Ultimately, you only get one shot to land in an agent’s inbox or capture a reviewer’s attention. If you’ve run the list but still feel that lingering anxiety about your structural hooks, it might be time for an expert, objective eye. You can book a professional First Chapter Critique for fantasy and romantasy with me, and we’ll take a look together.
First Chapter Audit: Frequently Asked Questions
The two most common reasons an agent will DNF (Did Not Finish) a fantasy opening are prologue lore dumps and a complete lack of character desire. If your first five pages function as a historical textbook explaining your magic system or political factions instead of anchoring the reader in an active scene with immediate momentum, an agent will close the file and clear their inbox.
On average, an ideal fantasy first chapter length sits between 2,500 and 4,000 words. While there is no rigid rule, anything under 1,500 words often lacks real-world building, while anything over 5,000 words usually suffers from micro-pacing issues, structural bloat, or excessive scene transitions that belong in Chapter Two.

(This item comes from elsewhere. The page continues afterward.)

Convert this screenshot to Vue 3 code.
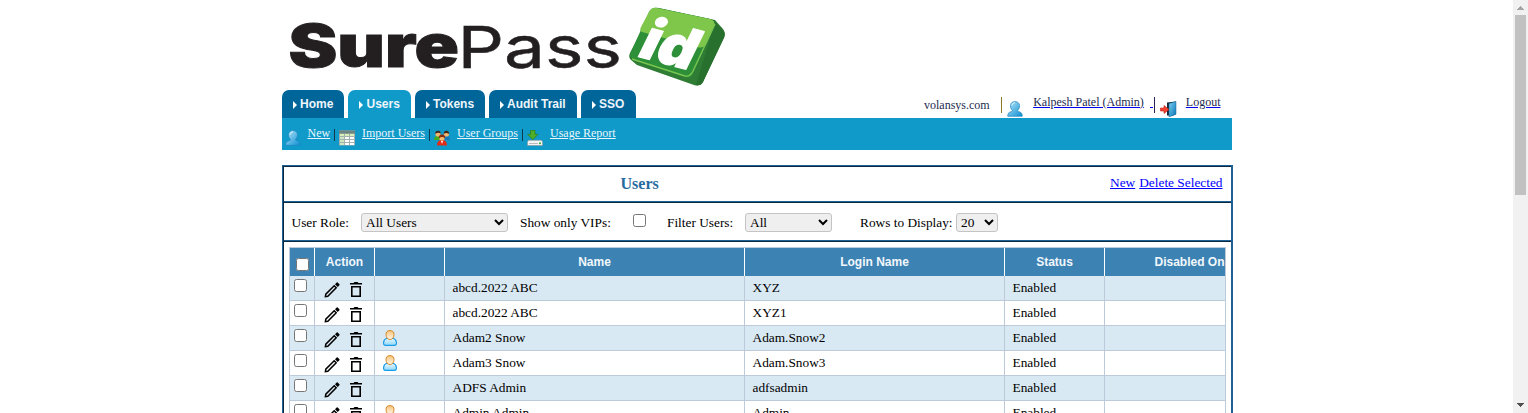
<script setup>
import { ref } from 'vue'

const tabs = [
  { label: 'Home', w: 'w-home' },
  { label: 'Users', w: 'w-users active' },
  { label: 'Tokens', w: 'w-tokens' },
  { label: 'Audit Trail', w: 'w-audit' },
  { label: 'SSO', w: 'w-sso' }
]
const rows = [
  { name: 'abcd.2022 ABC', login: 'XYZ' },
  { name: 'abcd.2022 ABC', login: 'XYZ1' },
  { name: 'Adam2 Snow', login: 'Adam.Snow2', person: true },
  { name: 'Adam3 Snow', login: 'Adam.Snow3', person: true },
  { name: 'ADFS Admin', login: 'adfsadmin' },
  { name: 'Admin Admin', login: 'Admin', person: true }
]
const role = ref('All Users')
const filter = ref('All')
const count = ref('20')
</script>

<template>
  <div class="window">
    <svg width="0" height="0" class="defs">
      <defs>
        <linearGradient id="blueFill" x1="0" y1="0" x2="1" y2="1">
          <stop offset="0" stop-color="#b5e4fa" />
          <stop offset="1" stop-color="#0b8fd0" />
        </linearGradient>
        <linearGradient id="doorFill" x1="0" y1="0" x2="1" y2="1">
          <stop offset="0" stop-color="#7cd0f2" />
          <stop offset="1" stop-color="#0874b4" />
        </linearGradient>
        <linearGradient id="headFill" x1="0" y1="0" x2="0" y2="1">
          <stop offset="0" stop-color="#f8c27a" />
          <stop offset="1" stop-color="#fff8ea" />
        </linearGradient>
        <linearGradient id="bodyFill" x1="0" y1="0" x2="0" y2="1">
          <stop offset="0" stop-color="#e8f8ff" />
          <stop offset="1" stop-color="#8fd8fb" />
        </linearGradient>
        <symbol id="user" viewBox="0 0 16 16">
          <path d="M.8 15.300C.4 12.500 2 11 4.700 10.500 5.600 10.300 5.600 9.700 5 9 3.900 7.800 3.500 6.400 3.500 4.800 3.500 2.200 5.200.6 8 .6s4.500 1.600 4.500 4.200c0 1.600-.4 3-1.500 4.200-.6.7-.6 1.300.3 1.500 2.700.5 4.300 2 3.900 4.800z" fill="url(#blueFill)" stroke="#1e86c2" stroke-width=".7" />
          <path d="M5 4.500C5.300 2.600 6.400 1.800 8 1.800" fill="none" stroke="#e8f9ff" stroke-width=".9" />
        </symbol>
      </defs>
    </svg>

    <main class="page">
      <header class="brand">
        <svg width="450" height="90" viewBox="282 0 450 90">
          <text class="sure" x="288.500" y="67" textLength="170.500" lengthAdjust="spacingAndGlyphs">Sure</text>
          <text class="pass" x="457.500" y="67.500" textLength="164.500" lengthAdjust="spacingAndGlyphs">Pass</text>
          <path d="M652 10q2-3 7-2l56 12 8 9q3 4 1 8l-21 45q-3 5-9 3l-57-20-6-5q-3-3-1-7z" fill="#2f7d34" />
          <path d="M715 22l8 8q3 4 1 8l-21 44q-2 4-7 3z" fill="#28702e" />
          <path d="M649 12q3-5 8-4l53 11q6 2 4 7l-21 48q-2 5-8 3l-50-17q-7-2-4-8z" fill="#2d8f37" />
          <path d="M649 12q3-5 8-4l53 11q6 2 4 7l-8 18q-3 5-9 3l-55-15q-3-1-1-5z" fill="#7ec74b" />
          <path d="M715 24l-22 47q-3 6-8 5l-53-17" fill="none" stroke="#78c650" stroke-width="1.400" />
          <g transform="translate(635.500 56) rotate(15) skewX(-11)">
            <text class="id-mark" x="0" y="0" textLength="55" lengthAdjust="spacingAndGlyphs">id</text>
          </g>
        </svg>
      </header>

      <div class="top-row">
        <nav class="tabs">
          <a v-for="t in tabs" :key="t.label" class="tab" :class="t.w"><i class="arrow"></i>{{ t.label }}</a>
        </nav>
        <div class="account">
          <span class="domain">volansys.com</span>
          <i class="rule gold"></i>
          <svg class="ico acc-user" width="16" height="16"><use href="#user" /></svg>
          <a class="acc-link">Kalpesh Patel (Admin)</a>
          <i class="dash"></i>
          <i class="rule navy"></i>
          <svg class="ico exit" width="17" height="16" viewBox="0 0 17 16">
            <path d="M7 1.500L16 .5V13l-3 1.500H7z" fill="#152a38" />
            <path d="M9 2.500L16 .5v12.700L9 16z" fill="url(#doorFill)" stroke="#126799" stroke-width=".5" />
            <path d="M.5 7H4V4.500L9 8.500 4 12.500V10H.5z" fill="#f4412f" stroke="#bd2119" stroke-width=".6" />
          </svg>
          <a class="acc-link">Logout</a>
        </div>
      </div>

      <nav class="subnav">
        <svg class="ico" width="16" height="16"><use href="#user" /></svg>
        <a class="s-new">New</a><i class="bar"></i>
        <svg class="ico" width="16" height="16" viewBox="0 0 16 16">
          <path d="M0 .5h16v15H0z" fill="#a3b0b0" />
          <path d="M0 .5h16v3H0z" fill="#6c8581" />
          <path d="M1 4h4v2H1zM6 4h4v2H6zM11 4h4v2h-4z" fill="#d7efb9" />
          <path d="M1 7h4v2H1zM1 10h4v2H1zM1 13h4v2H1z" fill="#cfe8c2" />
          <path d="M6 7h4v2H6zM11 7h4v2h-4zM6 10h4v2H6zM11 10h4v2h-4zM6 13h4v2H6zM11 13h4v2h-4z" fill="#fff" />
        </svg>
        <a class="s-import">Import Users</a><i class="bar"></i>
        <svg class="ico" width="16" height="16" viewBox="0 0 16 16">
          <path d="M0 10q0-4 4-4t4 4z" fill="#43a91e" />
          <path d="M9 10q0-4 3.500-4T16 10z" fill="#1878bc" />
          <circle cx="4" cy="4" r="2.600" fill="#f0b872" /><circle cx="12.400" cy="4" r="2.600" fill="#f0b872" />
          <path d="M1.300 4Q1 .8 4 .8T6.600 3.500Q4 2 1.300 4zM9.800 4Q9.500.8 12.400.8T15 4Q12 2 9.800 4z" fill="#3f2818" />
          <path d="M3 15.500Q3 10 8 10t5 5.500z" fill="#e52b16" />
          <circle cx="8" cy="8" r="2.700" fill="#f4bd70" />
          <path d="M5 8.500Q4.500 4.600 8 4.600T11 8.500Q8 5.700 5 8.500z" fill="#8b2b0e" />
          <path d="M7 11h2l-1 3z" fill="#fff" />
        </svg>
        <a class="s-groups">User Groups</a><i class="bar"></i>
        <svg class="ico" width="16" height="16" viewBox="0 0 16 16">
          <path d="M1.500 10.300h13l1 1.500v3.700H.5v-3.700z" fill="#f4f4f4" stroke="#8b9296" stroke-width=".6" />
          <path d="M3.500.3h4.500v4h3L5.800 9.700.5 4.300h3z" fill="#4fae27" stroke="#2b7c16" stroke-width=".7" />
          <path d="M2 13.500h9" stroke="#bbb" /><circle cx="13" cy="13.300" r="1" fill="#30a829" />
        </svg>
        <a class="s-usage">Usage Report</a>
      </nav>

      <section class="panel">
        <div class="title-row">
          <h1>Users</h1>
          <div class="actions"><a>New</a><a>Delete Selected</a></div>
        </div>
        <div class="filters">
          <label class="l-role">User Role:</label>
          <select v-model="role" class="sel-role"><option>All Users</option></select>
          <label class="l-vip">Show only VIPs:</label>
          <input type="checkbox" class="vip" />
          <label class="l-filter">Filter Users:</label>
          <select v-model="filter" class="sel-filter"><option>All</option></select>
          <label class="l-rows">Rows to Display:</label>
          <select v-model="count" class="sel-rows"><option>20</option></select>
        </div>
        <div class="grid">
          <div class="row head">
            <div class="check"><input type="checkbox" /></div>
            <div>Action</div><div></div><div>Name</div><div>Login Name</div><div>Status</div>
            <div class="disabled">Disabled On</div>
          </div>
          <div v-for="(r, i) in rows" :key="i" class="row item" :class="{ alt: i % 2 === 0 }">
            <div class="check"><input type="checkbox" /></div>
            <div class="acts">
              <svg width="16" height="16" viewBox="0 0 16 16">
                <path d="M1.400 14.600l.4-2.400L10.200 3.800l2 2-8.400 8.400z" fill="none" stroke="#000" stroke-width="1.500" />
                <path d="M11 2.300L12.700.6q.5-.5 1 0l1.700 1.700q.5.5 0 1L13.700 5z" fill="#000" />
              </svg>
              <svg width="12" height="16" viewBox="0 0 12 16">
                <path d="M0 1h3.500l1-1h3l1 1H12v1.500H0z" fill="#000" />
                <path d="M1.800 4.800h8.400v9.400H1.800z" fill="none" stroke="#000" stroke-width="1.600" />
              </svg>
            </div>
            <div class="who">
              <svg v-if="r.person" width="14" height="16" viewBox="0 0 14 16">
                <path d="M2.500 15.400Q.4 15.300.6 12.500.8 9.300 4 8.300h6q3.200 1 3.400 4.200.2 2.800-1.900 2.900z" fill="url(#bodyFill)" stroke="#1b9ce8" stroke-width="1.200" />
                <path d="M7 .6c2.800 0 4.200 1.600 4 4.200S9.500 9.500 7 9.500 3.200 7.400 3 4.800 4.200.6 7 .6z" fill="url(#headFill)" stroke="#d58a2c" stroke-width="1" />
              </svg>
            </div>
            <div>{{ r.name }}</div><div>{{ r.login }}</div><div>Enabled</div><div></div>
          </div>
        </div>
      </section>
    </main>

    <aside class="scrollbar">
      <svg width="15" height="15"><path d="M7 6h1v1h1v1h1v1h1v1H4V9h1V8h1V7h1z" fill="#a3a3a3" /></svg>
      <div class="thumb"></div>
      <svg width="15" height="15" class="down"><path d="M4 5h7v1h-1v1H9v1H8v1H7V8H6V7H5V6H4z" fill="#505050" /></svg>
    </aside>
  </div>
</template>

<style>
body { margin: 0; overflow: hidden; background: #fff; }
</style>

<style scoped>
.window { display: flex; height: 413px; overflow: hidden; font: 13.333px "Liberation Serif", serif; color: #000; }
.defs { position: absolute; }
.page { width: 951px; margin-left: 282px; flex: none; }
svg { display: block; flex: none; }
.brand { height: 90px; }
.sure { font: 900 59px Inter, "Liberation Sans", sans-serif; fill: #231f20; stroke: #231f20; stroke-width: 1; }
.pass { font: 400 58px Inter, "Liberation Sans", sans-serif; fill: #231f20; stroke: #231f20; stroke-width: .5; }
.id-mark { font: 900 57px Inter, "Liberation Sans", sans-serif; fill: #fff; stroke: #fff; stroke-width: 1; }

.top-row { display: flex; width: 950px; height: 28px; }
.tabs { display: flex; gap: 4px; font: bold 12px/28px "Liberation Sans", sans-serif; }
.tab { display: flex; align-items: center; box-sizing: border-box; padding-left: 11px; height: 28px; background: #069; color: #eef5fb; border-radius: 7px 7px 0 0; white-space: nowrap; }
.tab.active { background: #0f9aca; }
.w-home { width: 62px; } .w-users { width: 63px; } .w-tokens { width: 70px; } .w-audit { width: 88px; } .w-sso { width: 55px; }
.arrow { border-left: 4px solid #fff; border-top: 4px solid transparent; border-bottom: 4px solid transparent; margin: 1px 3px 0 0; }
.active .arrow { margin-right: 3.5px; }

.account { display: flex; margin-left: auto; align-items: flex-start; font-size: 12px; line-height: 14px; color: #1d2b50; white-space: nowrap; padding-right: 11.5px; }
.domain { margin: 8px 11px 0 0; }
.rule { width: 1px; height: 16px; margin-top: 7px; }
.gold { background: #8b7b20; } .navy { background: #24245c; }
.account .ico { margin-top: 11px; }
.acc-user { margin: 0 10.5px 0 5px; }
.acc-link { margin-top: 5px; text-decoration: underline #0000ee; }
.dash { width: 3px; height: 1px; background: #00e; margin: 17px 1px 0 6px; }
.exit { margin: 0 9px 0 5px; }

.subnav { display: flex; align-items: flex-start; width: 950px; height: 32px; box-sizing: border-box; padding: 8px 0 0 3px; background: #0f9aca; font-size: 12px; line-height: 14px; }
.subnav .ico { margin-top: 4px; }
.subnav a { flex: none; color: #eaf6fb; text-decoration: underline; white-space: nowrap; margin-left: 6.5px; }
.subnav .bar + .ico { margin-right: 1px; }
.bar { width: 1px; height: 12px; background: #12364c; margin: 3px 4px 0 3px; }
.s-new { width: 23px; } .s-import { width: 63.500px; } .s-groups { width: 61.500px; }

.panel { margin-top: 15px; width: 951px; height: 300px; box-sizing: border-box; border: 1px solid #1f6193; border-right-width: 2px; box-shadow: inset 1px 1px 0 #0a2942; padding: 1px 0 0 1px; }
.title-row { display: flex; height: 34px; border-bottom: 1px solid #1f6193; box-shadow: 0 1px 0 #0a2942; align-items: center; }
h1 { margin: 0 0 0 336.500px; font-size: 16px; line-height: 18px; color: #266b9e; }
.actions { display: flex; gap: 4px; margin: 0 8.500px 0 auto; padding-bottom: 2px; color: #00f; text-decoration: underline; }
.filters { display: flex; margin-top: 1px; height: 37px; border-bottom: 1px solid #1f6193; box-shadow: 0 1px 0 #0a2942; padding-left: 8px; line-height: 15px; white-space: nowrap; }
.filters label { margin-top: 12px; flex: none; }
.filters select { box-sizing: border-box; flex: none; height: 19px; margin: 10px 0 0; font: 13.333px "Liberation Serif", serif; border: 1px solid #c4c4c4; border-radius: 3px; background-color: #efefef; color: #000; padding: 0; }
.filters .l-role { width: 69.500px; margin-left: -.5px; } .sel-role { width: 147px; }
.filters .l-vip { margin-left: 12px; width: 113px; }
input { margin: 0; width: 13px; height: 13px; }
.filters .vip { margin: 11px 21px 0 0; }
.l-filter { width: 78px; } .sel-filter { width: 87px; }
.filters .l-rows { margin-left: 28px; width: 96px; }
.sel-rows { width: 42px; }

.grid { margin: 6px 0 0 5px; width: 935px; border: 1px solid #bccada; border-bottom: 0; }
.row { display: grid; grid-template-columns: 25px 60px 70px 300px 260px 100px 120px; height: 25px; overflow: hidden; }
.row > div { box-sizing: border-box; border-right: 1px solid #bccada; border-bottom: 1px solid #bccada; padding: 4px 0 0 7.500px; line-height: 15px; white-space: nowrap; overflow: hidden; }
.row > div:last-child { border-right: 0; }
.row.head { height: 28px; background: #3c82b3; color: #f2f7fc; font: bold 12px "Liberation Sans", sans-serif; text-align: center; }
.row.head > div { border-right-color: #fff; border-bottom: 0; padding: 6px 0 0; line-height: 16px; }
.row.head > .check { padding: 10px 0 0 6px; }
.row.head > .disabled { text-align: left; padding-left: 49.500px; }
.alt { background: #d9e9f3; }
.row.item > .check { padding: 3px 0 0 4px; }
.check input { display: block; }
.row.item > .acts { display: flex; gap: 10px; padding: 6px 0 0 9px; }
.row.item > .who { padding: 4px 0 0 8px; }

.scrollbar { display: flex; flex-direction: column; width: 15px; height: 413px; margin-left: auto; background: #f1f1f1; }
.thumb { width: 11px; height: 180px; margin-left: 2px; background: #c1c1c1; }
.down { margin-top: auto; }
</style>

Yes, but only if the prologue establishes a tight subgenre contract and immediate narrative stakes. If your prologue features a different character or time period but delivers high tension and a core mystery, it works. However, if your prologue is just a disguised info-dump used to explain the backstory before the actual plot starts in Chapter One, you should cut it entirely. Trust your reader. If you really want them to learn more, add it to the end with a nice glossary and more bonus features.
You should limit your opening chapter to your point-of-view protagonist and one or two essential scene partners. Introducing a big cast triggers immediate cognitive overload for the reader, breaking their immersion before they can build an emotional connection with your MC.
The best way to hook a reader instantaneously is to give them a desire the reader can connect with (especially around childhood fears), give quick fun pacing, throw in unexpected expectations of tropes in an enjoyable way, and interesting worldbuilding. Avoid passive descriptions of the landscape, weather, or routine waking-up sequences.